What the task requires: Type out every line below exactly as it reads.

------------------------------------------------------------

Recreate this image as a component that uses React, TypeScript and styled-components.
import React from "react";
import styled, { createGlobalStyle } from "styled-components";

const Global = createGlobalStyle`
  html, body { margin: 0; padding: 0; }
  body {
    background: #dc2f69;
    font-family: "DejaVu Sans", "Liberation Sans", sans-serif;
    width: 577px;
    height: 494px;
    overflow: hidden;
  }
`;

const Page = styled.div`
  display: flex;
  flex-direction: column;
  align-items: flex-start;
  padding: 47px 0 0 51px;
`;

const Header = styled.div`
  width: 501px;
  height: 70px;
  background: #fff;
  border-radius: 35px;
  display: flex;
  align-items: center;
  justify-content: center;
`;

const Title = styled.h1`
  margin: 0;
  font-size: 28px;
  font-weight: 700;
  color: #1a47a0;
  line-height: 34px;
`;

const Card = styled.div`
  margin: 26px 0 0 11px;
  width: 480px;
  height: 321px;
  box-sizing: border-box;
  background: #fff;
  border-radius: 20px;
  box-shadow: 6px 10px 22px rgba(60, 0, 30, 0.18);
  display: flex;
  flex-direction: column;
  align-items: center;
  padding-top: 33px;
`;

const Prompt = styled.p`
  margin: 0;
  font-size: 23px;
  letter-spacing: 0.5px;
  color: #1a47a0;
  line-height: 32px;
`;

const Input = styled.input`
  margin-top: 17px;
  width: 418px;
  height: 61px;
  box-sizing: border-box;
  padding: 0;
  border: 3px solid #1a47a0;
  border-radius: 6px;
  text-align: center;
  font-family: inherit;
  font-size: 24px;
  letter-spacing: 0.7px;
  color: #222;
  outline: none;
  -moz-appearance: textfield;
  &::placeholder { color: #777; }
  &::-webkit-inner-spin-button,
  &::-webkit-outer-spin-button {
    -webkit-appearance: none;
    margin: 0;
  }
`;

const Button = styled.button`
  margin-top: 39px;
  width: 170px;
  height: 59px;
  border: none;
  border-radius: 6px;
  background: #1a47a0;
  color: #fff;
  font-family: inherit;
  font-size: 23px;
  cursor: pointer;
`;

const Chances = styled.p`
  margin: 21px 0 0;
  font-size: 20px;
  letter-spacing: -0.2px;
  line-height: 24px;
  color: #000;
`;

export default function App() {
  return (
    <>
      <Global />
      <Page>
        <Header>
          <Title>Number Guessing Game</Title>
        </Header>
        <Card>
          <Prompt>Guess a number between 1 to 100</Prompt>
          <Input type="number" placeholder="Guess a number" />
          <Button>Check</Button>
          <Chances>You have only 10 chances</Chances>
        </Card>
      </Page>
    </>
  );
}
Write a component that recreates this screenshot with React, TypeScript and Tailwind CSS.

------------------------------------------------------------

Response to the task:
Recreate this image as a component that uses React, TypeScript and styled-components.
import React from "react";
import styled, { createGlobalStyle } from "styled-components";

const Global = createGlobalStyle`
  html, body { margin: 0; padding: 0; }
  body {
    background: #dc2f69;
    font-family: "DejaVu Sans", "Liberation Sans", sans-serif;
    width: 577px;
    height: 494px;
    overflow: hidden;
  }
`;

const Page = styled.div`
  display: flex;
  flex-direction: column;
  align-items: flex-start;
  padding: 47px 0 0 51px;
`;

const Header = styled.div`
  width: 501px;
  height: 70px;
  background: #fff;
  border-radius: 35px;
  display: flex;
  align-items: center;
  justify-content: center;
`;

const Title = styled.h1`
  margin: 0;
  font-size: 28px;
  font-weight: 700;
  color: #1a47a0;
  line-height: 34px;
`;

const Card = styled.div`
  margin: 26px 0 0 11px;
  width: 480px;
  height: 321px;
  box-sizing: border-box;
  background: #fff;
  border-radius: 20px;
  box-shadow: 6px 10px 22px rgba(60, 0, 30, 0.18);
  display: flex;
  flex-direction: column;
  align-items: center;
  padding-top: 33px;
`;

const Prompt = styled.p`
  margin: 0;
  font-size: 23px;
  letter-spacing: 0.5px;
  color: #1a47a0;
  line-height: 32px;
`;

const Input = styled.input`
  margin-top: 17px;
  width: 418px;
  height: 61px;
  box-sizing: border-box;
  padding: 0;
  border: 3px solid #1a47a0;
  border-radius: 6px;
  text-align: center;
  font-family: inherit;
  font-size: 24px;
  letter-spacing: 0.7px;
  color: #222;
  outline: none;
  -moz-appearance: textfield;
  &::placeholder { color: #777; }
  &::-webkit-inner-spin-button,
  &::-webkit-outer-spin-button {
    -webkit-appearance: none;
    margin: 0;
  }
`;

const Button = styled.button`
  margin-top: 39px;
  width: 170px;
  height: 59px;
  border: none;
  border-radius: 6px;
  background: #1a47a0;
  color: #fff;
  font-family: inherit;
  font-size: 23px;
  cursor: pointer;
`;

const Chances = styled.p`
  margin: 21px 0 0;
  font-size: 20px;
  letter-spacing: -0.2px;
  line-height: 24px;
  color: #000;
`;

export default function App() {
  return (
    <>
      <Global />
      <Page>
        <Header>
          <Title>Number Guessing Game</Title>
        </Header>
        <Card>
          <Prompt>Guess a number between 1 to 100</Prompt>
          <Input type="number" placeholder="Guess a number" />
          <Button>Check</Button>
          <Chances>You have only 10 chances</Chances>
        </Card>
      </Page>
    </>
  );
}
Write a component that recreates this screenshot with React, TypeScript and Tailwind CSS.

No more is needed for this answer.